Background: There are competing goals in the surgical treatment of esophageal cancer. One is to minimize the physiologic impact of the operation and the other is to maximize the resection of regional lymph nodes. The former can be accomplished with a transhiatal esophagectomy, and the latter is maximized with an open transthoracic/transabdominal en bloc resection. The relationship of the minimally invasive thoracoscopic/laparoscopic esophagectomy to these competing goals is unclear. The aim of this study was to compare the yield of resected nodes, complications, and local-regional recurrence rates after minimally invasive (MIE), transhiatal (THE) and en bloc esophagectomy (EBE)
Methods: Retrospective review of the records of all patients from 2002 to 2008 with submucosal or deeper adenocarcinoma of the distal esophagus or gastroesophageal junction that had MIE, THE or EBE.
Results: There were 30 patients with MIE, 49 patients with THE and 108 patients with EBE. Patients in the EBE group were significantly younger (p<0.0001), while the prevalence of a major co-morbid condition was significantly greater in the MIE group (p=0.0024). There was no difference in the frequency of minor complications, but major complications were significantly more common after MIE (p=0.0066). MIE resulted in significantly more resected nodes than THE (40 vs. 33, p=0.0256). However, the EBE removed significantly more lymph nodes (median 49 nodes) compared to the other groups (p<0.0001). After MIE and EBE 50% of the resected nodes were from the mediastinum compared to only 37% in patients that had a THE. Local-regional recurrence was 7% and was similar in the 3 groups (p=0.6132).

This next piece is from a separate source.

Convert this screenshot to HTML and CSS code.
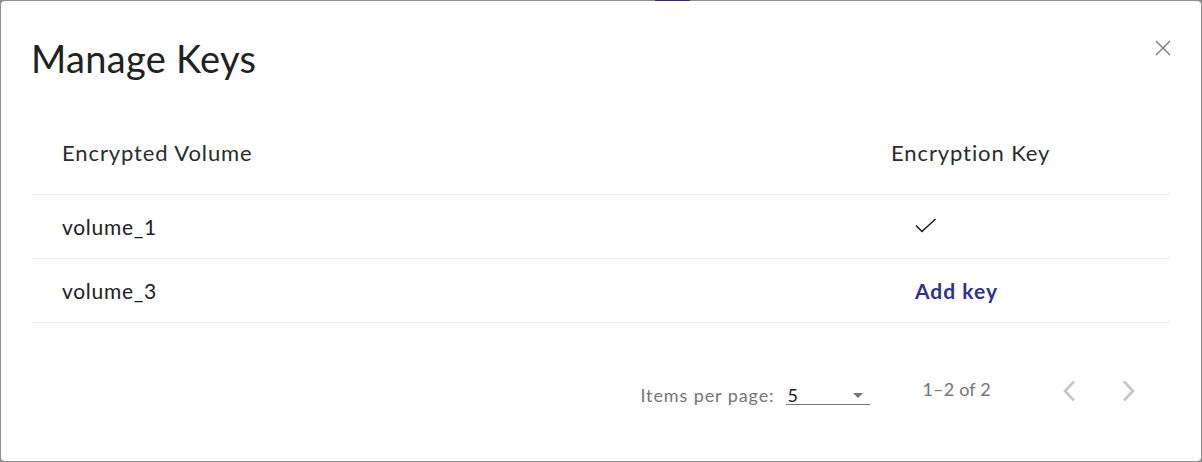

Conclusion: After MIE significantly more lymph nodes were removed compared to THE, but less than with EBE. The rate of major complications was higher after MIE, which may be explained by the higher frequency of co-morbid conditions. Further follow-up will be necessary to determine whether the increased node yields with MIE lead to a long-term survival advantage in these patients compared to those that had THE.